PROBLEM DETAILS:
Collect each line holding the string "that".

• • •

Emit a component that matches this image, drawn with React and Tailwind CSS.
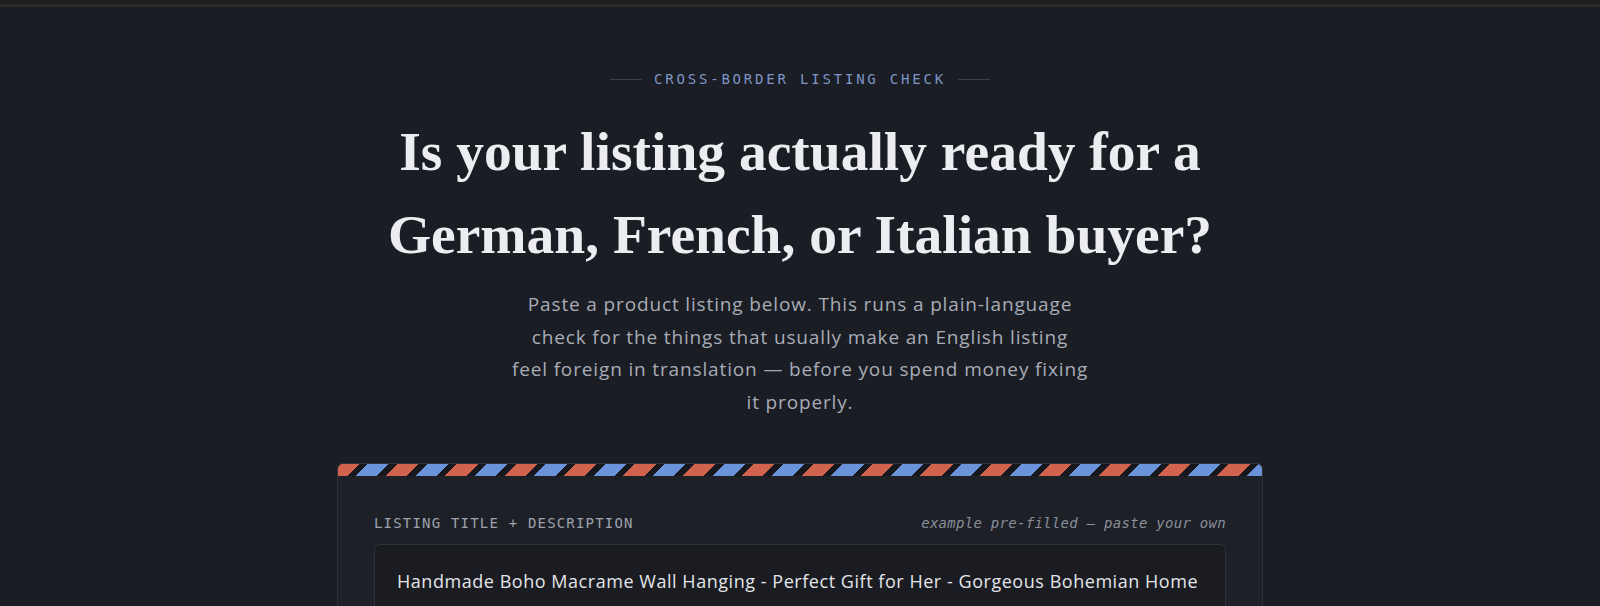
export default function App() {
  const mono = { fontFamily: '"DejaVu Sans Mono", "Liberation Mono", monospace' };
  const serif = { fontFamily: '"Liberation Serif", "DejaVu Serif", serif' };
  const sans = { fontFamily: '"Open Sans", "Noto Sans", sans-serif' };

  return (
    <div className="h-[606px] bg-[#1a1d24] overflow-hidden">
      {/* top chrome strip */}
      <div className="h-[7px] bg-[#1f1f1f] border-b-[3px] border-[#2a2a2a]" />

      <main className="flex flex-col items-center pt-[62px]">
        {/* Eyebrow */}
        <div className="flex items-center gap-3">
          <span className="w-8 h-px bg-[#3a3e48]" />
          <span style={mono} className="text-[14px] tracking-[0.2em] uppercase text-[#7f95c6] leading-5">
            Cross-border listing check
          </span>
          <span className="w-8 h-px bg-[#3a3e48]" />
        </div>

        {/* Heading */}
        <h1
          style={serif}
          className="mt-[21px] text-center text-[55.5px] font-bold leading-[83px] text-[#ecedf0] max-w-[900px]"
        >
          Is your listing actually ready for a
          <br />
          German, French, or Italian buyer?
        </h1>

        {/* Lede */}
        <p
          style={sans}
          className="mt-[12px] text-center text-[19px] tracking-[0.045em] leading-[32.7px] text-[#a8acb6]"
        >
          Paste a product listing below. This runs a plain-language
          <br />
          check for the things that usually make an English listing
          <br />
          feel foreign in translation — before you spend money fixing
          <br />
          it properly.
        </p>

        {/* Card */}
        <section className="mt-[44px] w-[926px] rounded-t-[6px] border border-[#2e313a] bg-[#1e2028] overflow-hidden">
          <div className="h-[12px] bg-[repeating-linear-gradient(135deg,#d1624d_0_15px,#16181d_15px_21px,#6b93da_21px_36px,#16181d_36px_42px)]" />
          <div className="px-9 pt-[37px]">
            <div className="flex items-center justify-between">
              <span style={mono} className="text-[14px] tracking-[0.085em] uppercase text-[#9da2ac]">
                Listing title + description
              </span>
              <span style={mono} className="text-[14px] tracking-[0.02em] italic text-[#8a8f99]">
                example pre-filled — paste your own
              </span>
            </div>
            <div className="mt-[10px] rounded-[6px] border border-[#2f323b] bg-[#1a1c22] px-[22px] pt-[22px] pb-10">
              <p style={sans} className="text-[18px] tracking-[0.03em] leading-7 text-[#e4e5e9]">
                Handmade Boho Macrame Wall Hanging - Perfect Gift for Her - Gorgeous Bohemian Home
              </p>
            </div>
          </div>
        </section>
      </main>
    </div>
  );
}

• • •

RESPONSE:
Emit a component that matches this image, drawn with React and Tailwind CSS.
          check for the things that usually make an English listing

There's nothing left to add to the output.